Courts have generally found that an attempt to block a view through the window shows a reasonable expectation of privacy. State v. Cardenas, 146 Wn.2d 400,409 (2002)(not deciding issue but containing collected “curtain cases”)

Cases where open view applied

State v. Meyers, 117 Wn.2d 332, 815 P.2d 761 (1991)(evidence admissible where police on porch smelled odor of marijuana and saw cigarette rolling papers through open door of residence); State v. Neeley, 113 Wn. App. 100 (2002)(view into car); State v. Lemus,103 Wn. App. 94 (2002)(view through car window of powdery substance on driver’s pant leg); State v. Courcy, 48 Wn. App. 326 (1987)(“single purpose” bindle seen in wallet when defendant opening wallet to pull out ID seen in open view).

Plain View

The requirements for plain view are 1) a prior justification for intrusion, 2) inadvertent discovery of incriminating evidence, and 3) immediate knowledge by the officer that he had evidence before him. State v. Chrisman, 94 Wn.2d 711 715 (1980)(Chrisman I); State v. Kull, 155 Wn.2d 80, 85 (2005)(officer safety justification for intrusion not factually supported and reversing failure to suppress evidence).

The plain view doctrine does not apply to render lawful a seizure of evidence procured or brought into view by invasion of an accused constitutional rights. Such evidence is inadmissible against a defendant. State v. Lansden, 144 Wn.2d 654 (2001)(officers accompanying the execution of a civil administrative warrant issued without legal authority) citing State v. Dennis, 16 Wn. App. 417, 558 P.2d 297 (1976).

Miscellaneous cases on Plain View

A note on the “single purpose container rule”

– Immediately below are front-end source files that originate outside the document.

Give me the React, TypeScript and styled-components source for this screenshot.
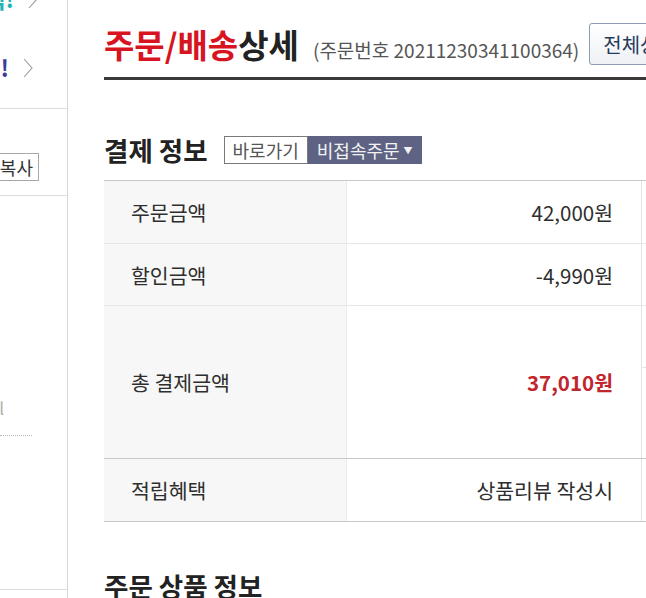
import styled, { createGlobalStyle } from 'styled-components'

const GlobalStyle = createGlobalStyle`
  * {
    box-sizing: border-box;
  }

  body {
    margin: 0;
    overflow: hidden;
    background: #fff;
    font-family: 'Noto Sans CJK KR', 'Noto Sans', sans-serif;
    color: #333;
  }
`

interface PromoItemProps {
  readonly $inset: number
}

interface PromoTextProps {
  readonly $color: string
}

interface TabProps {
  readonly $active?: boolean
}

interface RowProps {
  readonly $height: number
  readonly $dark?: boolean
}

interface ValueProps {
  readonly $strong?: boolean
}

const Page = styled.div`
  background: #fff;
  display: flex;
  height: 598px;
  overflow: hidden;
  width: 646px;
`

const Sidebar = styled.aside`
  border-right: 1px solid #d6d6d6;
  display: flex;
  flex-direction: column;
  flex-shrink: 0;
  overflow: hidden;
  width: 68px;
`

const PromoList = styled.ul`
  border-bottom: 1px solid #dcdcdc;
  list-style: none;
  margin: -36px 0 0;
  padding: 0 0 6px;
`

const PromoItem = styled.li<PromoItemProps>`
  align-items: center;
  column-gap: 14px;
  display: flex;
  height: 69px;
  justify-content: flex-end;
  padding-right: ${(props) => props.$inset}px;
  white-space: nowrap;
`

const PromoText = styled.span<PromoTextProps>`
  color: ${(props) => props.$color};
  flex-shrink: 0;
  font-size: 23px;
  font-weight: 700;
  line-height: 1;
`

const Chevron = styled.svg`
  flex-shrink: 0;
  height: 20px;
  width: 10px;
`

const CopyBlock = styled.div`
  border-bottom: 1px solid #dcdcdc;
  display: flex;
  justify-content: flex-end;
  padding: 44px 28px 14px 0;
`

const CopyButton = styled.button`
  background: #fff;
  border: 1px solid #a8a8a8;
  color: #333;
  flex-shrink: 0;
  font-family: inherit;
  font-size: 18px;
  height: 28px;
  line-height: 26px;
  padding: 0 5px;
  white-space: nowrap;
`

const NoticeBlock = styled.div`
  border-bottom: 1px solid #dcdcdc;
  flex: none;
  height: 394px;
  padding-top: 200px;
`

const NoticeItem = styled.div`
  border-bottom: 1px dotted #b8b8b8;
  color: #b0b0b0;
  display: flex;
  font-size: 17px;
  justify-content: flex-end;
  line-height: 24px;
  margin-right: 35px;
  padding: 0 28px 15px 0;
  white-space: nowrap;

  span {
    flex-shrink: 0;
  }
`

const Main = styled.main`
  flex-shrink: 0;
  padding-left: 36px;
  width: 800px;
`

const Header = styled.header`
  align-items: flex-start;
  border-bottom: 3px solid #3a3a3a;
  display: flex;
  padding: 23px 0 12px;
`

const TitleGroup = styled.div`
  align-items: baseline;
  display: flex;
  margin-top: 2px;
  white-space: nowrap;
`

const PageTitle = styled.h1`
  color: #222;
  font-size: 33px;
  font-weight: 700;
  line-height: 38px;
  margin: 0;
`

const Accent = styled.span`
  color: #d7141f;
`

const OrderNo = styled.span`
  color: #555;
  font-size: 19px;
  margin-left: 14px;
`

const HeaderButton = styled.button`
  background: linear-gradient(#ffffff, #eef0f4);
  border: 1px solid #8e9bb5;
  border-radius: 3px;
  color: #283a5c;
  flex-shrink: 0;
  font-family: inherit;
  font-size: 20px;
  height: 42px;
  margin-left: 10px;
  padding: 0 13px;
  white-space: nowrap;
`

const SectionHead = styled.div<{ $gap: number }>`
  align-items: center;
  display: flex;
  height: 30px;
  margin-top: ${(props) => props.$gap}px;
`

const SectionTitle = styled.h2`
  color: #222;
  font-size: 26.5px;
  font-weight: 700;
  line-height: 30px;
  margin: 0;
  white-space: nowrap;
`

const Tabs = styled.div`
  display: flex;
  height: 28px;
  margin-left: 16px;
`

const Tab = styled.span<TabProps>`
  align-items: center;
  background: ${(props) => (props.$active ? '#5e6383' : '#fff')};
  border: 1px solid ${(props) => (props.$active ? '#5e6383' : '#7a7a7a')};
  color: ${(props) => (props.$active ? '#f2f2f2' : '#555')};
  display: flex;
  font-size: 18px;
  padding: 0 8px;
  white-space: nowrap;
`

const Caret = styled.span`
  font-size: 9px;
  margin-left: 4px;
`

const Table = styled.div`
  border-top: 1px solid #c8c8c8;
  margin-top: 15px;
`

const Row = styled.div<RowProps>`
  border-bottom: 1px solid ${(props) => (props.$dark ? '#c8c8c8' : '#e6e6e6')};
  display: grid;
  grid-template-columns: 243px 295px 1fr;
  height: ${(props) => props.$height}px;
`

const Label = styled.div`
  align-items: center;
  background: #f7f7f7;
  border-right: 1px solid #ececec;
  color: #2e2e2e;
  display: flex;
  font-size: 20.5px;
  padding-left: 27px;
`

const Value = styled.div<ValueProps>`
  align-items: center;
  border-right: 1px solid #e3e3e3;
  color: ${(props) => (props.$strong ? '#c0262c' : '#2e2e2e')};
  display: flex;
  font-size: 20.5px;
  font-weight: ${(props) => (props.$strong ? 700 : 400)};
  justify-content: flex-end;
  padding-right: 28px;
`

const Side = styled.div`
  display: flex;
  flex-direction: column;
`

const SideSlot = styled.div`
  border-bottom: 1px solid #e6e6e6;
  height: 62px;
`

const rows = [
  { label: '주문금액', value: '42,000원', height: 63 },
  { label: '할인금액', value: '-4,990원', height: 62 },
  { label: '총 결제금액', value: '37,010원', height: 153, strong: true, dark: true },
  { label: '적립혜택', value: '상품리뷰 작성시', height: 63, dark: true },
]

const ChevronIcon = () => (
  <Chevron viewBox="0 0 10 20">
    <polyline points="1,1 9,10 1,19" fill="none" stroke="#9a9a9a" strokeWidth="1.1" />
  </Chevron>
)

const App = () => (
  <>
    <GlobalStyle />
    <Page>
      <Sidebar>
        <PromoList>
          <PromoItem $inset={29}>
            <PromoText $color="#23b3b5">신규회원 혜택!</PromoText>
            <ChevronIcon />
          </PromoItem>
          <PromoItem $inset={34}>
            <PromoText $color="#3c3a9c">쿠폰 받기!</PromoText>
            <ChevronIcon />
          </PromoItem>
        </PromoList>
        <CopyBlock>
          <CopyButton>주소복사</CopyButton>
        </CopyBlock>
        <NoticeBlock>
          <NoticeItem>
            <span>배송안내 l</span>
          </NoticeItem>
        </NoticeBlock>
      </Sidebar>

      <Main>
        <Header>
          <TitleGroup>
            <PageTitle>
              <Accent>주문/배송</Accent>상세
            </PageTitle>
            <OrderNo>(주문번호 20211230341100364)</OrderNo>
          </TitleGroup>
          <HeaderButton>전체상품 배송조회</HeaderButton>
        </Header>

        <SectionHead $gap={55}>
          <SectionTitle>결제 정보</SectionTitle>
          <Tabs>
            <Tab>바로가기</Tab>
            <Tab $active>
              비접속주문<Caret>▼</Caret>
            </Tab>
          </Tabs>
        </SectionHead>

        <Table>
          {rows.map((row) => (
            <Row key={row.label} $height={row.height} $dark={row.dark}>
              <Label>{row.label}</Label>
              <Value $strong={row.strong}>{row.value}</Value>
              <Side>{row.strong && <SideSlot />}</Side>
            </Row>
          ))}
        </Table>

        <SectionHead $gap={49}>
          <SectionTitle>주문 상품 정보</SectionTitle>
        </SectionHead>
      </Main>
    </Page>
  </>
)

export default App
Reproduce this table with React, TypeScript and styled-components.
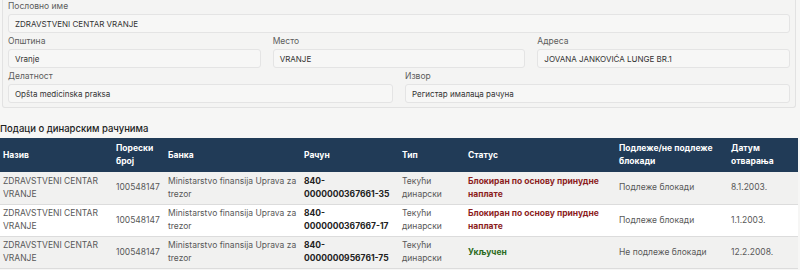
import React from "react";
import styled, { createGlobalStyle } from "styled-components";

const Global = createGlobalStyle`
  html, body { margin: 0; padding: 0; background: #f6f6f5; }
  body { font-family: Inter, "Liberation Sans", sans-serif; color: #444; }
  * { box-sizing: border-box; }
`;

const Page = styled.div`
  width: 800px;
`;

const Panel = styled.section`
  margin: 0 4px 0 2px;
  border: 1px solid #e2e2e2;
  border-top: none;
  border-radius: 0 0 3px 3px;
  background: #f4f4f3;
  padding: 0 5px 4px 5px;
  display: flex;
  flex-direction: column;
  gap: 2px;
`;

const Row = styled.div<{ $cols: number }>`
  display: grid;
  grid-template-columns: repeat(${(p) => p.$cols}, 1fr);
  column-gap: 12px;
`;

const Field = styled.div`
  display: flex;
  flex-direction: column;
`;

const Label = styled.label`
  font-size: 8.5px;
  line-height: 12px;
  color: #5c5c5c;
  margin-bottom: 2px;
`;

const Input = styled.div`
  height: 19px;
  border: 1px solid #e4e4e4;
  border-radius: 3px;
  background: #f7f7f6;
  font-size: 8px;
  color: #333;
  display: flex;
  align-items: center;
  padding: 0 6px;
`;

const Heading = styled.h3`
  margin: 14px 0 2px 0;
  font-size: 9.5px;
  line-height: 14px;
  font-weight: 500;
  color: #222;
`;

const Table = styled.table`
  width: 798px;
  border-collapse: collapse;
  table-layout: fixed;
`;

const Th = styled.th<{ $w: number }>`
  width: ${(p) => p.$w}px;
  background: #213b57;
  color: #fff;
  text-align: left;
  font-size: 8.5px;
  font-weight: 700;
  line-height: 13px;
  height: 34px;
  padding: 0 3px;
  vertical-align: middle;
`;

const Tr = styled.tr<{ $alt?: boolean }>`
  background: ${(p) => (p.$alt ? "#ffffff" : "#f1f1f0")};
  border-bottom: 1px solid #dcdcdc;
`;

const Td = styled.td<{ $tone?: "num" | "red" | "green" }>`
  font-size: 8.5px;
  line-height: 13px;
  height: 32px;
  padding: 0 3px;
  vertical-align: middle;
  color: ${(p) =>
    p.$tone === "num" ? "#222" : p.$tone === "red" ? "#8c1d1d" : p.$tone === "green" ? "#2c6b22" : "#585858"};
  font-weight: ${(p) => (p.$tone ? 700 : 400)};
`;

const cols = [
  { t: "Назив", w: 113 },
  { t: "Порески број", w: 52 },
  { t: "Банка", w: 136 },
  { t: "Рачун", w: 98 },
  { t: "Тип", w: 66 },
  { t: "Статус", w: 151 },
  { t: "Подлеже/не подлеже блокади", w: 112 },
  { t: "Датум отварања", w: 70 },
];

const rows = [
  { acc: "840-0000000367661-35", status: "Блокиран по основу принудне наплате", red: true, sub: "Подлеже блокади", date: "8.1.2003." },
  { acc: "840-0000000367667-17", status: "Блокиран по основу принудне наплате", red: true, sub: "Подлеже блокади", date: "1.1.2003." },
  { acc: "840-0000000956761-75", status: "Укључен", red: false, sub: "Не подлеже блокади", date: "12.2.2008." },
];

export default function App() {
  return (
    <Page>
      <Global />
      <Panel>
        <Row $cols={1}>
          <Field>
            <Label>Пословно име</Label>
            <Input>ZDRAVSTVENI CENTAR VRANJE</Input>
          </Field>
        </Row>
        <Row $cols={3}>
          <Field>
            <Label>Општина</Label>
            <Input>Vranje</Input>
          </Field>
          <Field>
            <Label>Место</Label>
            <Input>VRANJE</Input>
          </Field>
          <Field>
            <Label>Адреса</Label>
            <Input>JOVANA JANKOVIĆA LUNGE BR.1</Input>
          </Field>
        </Row>
        <Row $cols={2}>
          <Field>
            <Label>Делатност</Label>
            <Input>Opšta medicinska praksa</Input>
          </Field>
          <Field>
            <Label>Извор</Label>
            <Input>Регистар ималаца рачуна</Input>
          </Field>
        </Row>
      </Panel>
      <Heading>Подаци о динарским рачунима</Heading>
      <Table>
        <thead>
          <tr>
            {cols.map((c) => (
              <Th key={c.t} $w={c.w}>{c.t}</Th>
            ))}
          </tr>
        </thead>
        <tbody>
          {rows.map((r, i) => (
            <Tr key={r.acc} $alt={i === 1}>
              <Td>ZDRAVSTVENI CENTAR VRANJE</Td>
              <Td>100548147</Td>
              <Td>Ministarstvo finansija Uprava za trezor</Td>
              <Td $tone="num">{r.acc.replace("-", "-\u200b")}</Td>
              <Td>Текући динарски</Td>
              <Td $tone={r.red ? "red" : "green"}>{r.status}</Td>
              <Td>{r.sub}</Td>
              <Td>{r.date}</Td>
            </Tr>
          ))}
        </tbody>
      </Table>
    </Page>
  );
}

The “single purpose container rule” posits that certain containers by their very nature (i.e. burglar tools case, gun case) cannot support any reasonable expectation of privacy because their contents can be inferred from their outward appearance. In applying the single purpose container doctrine, courts require virtual certainly that the container, the the circumstances viewed, holds contraband, as if transparent. State v. Courcy, 48 Wn. App. 326 (1987).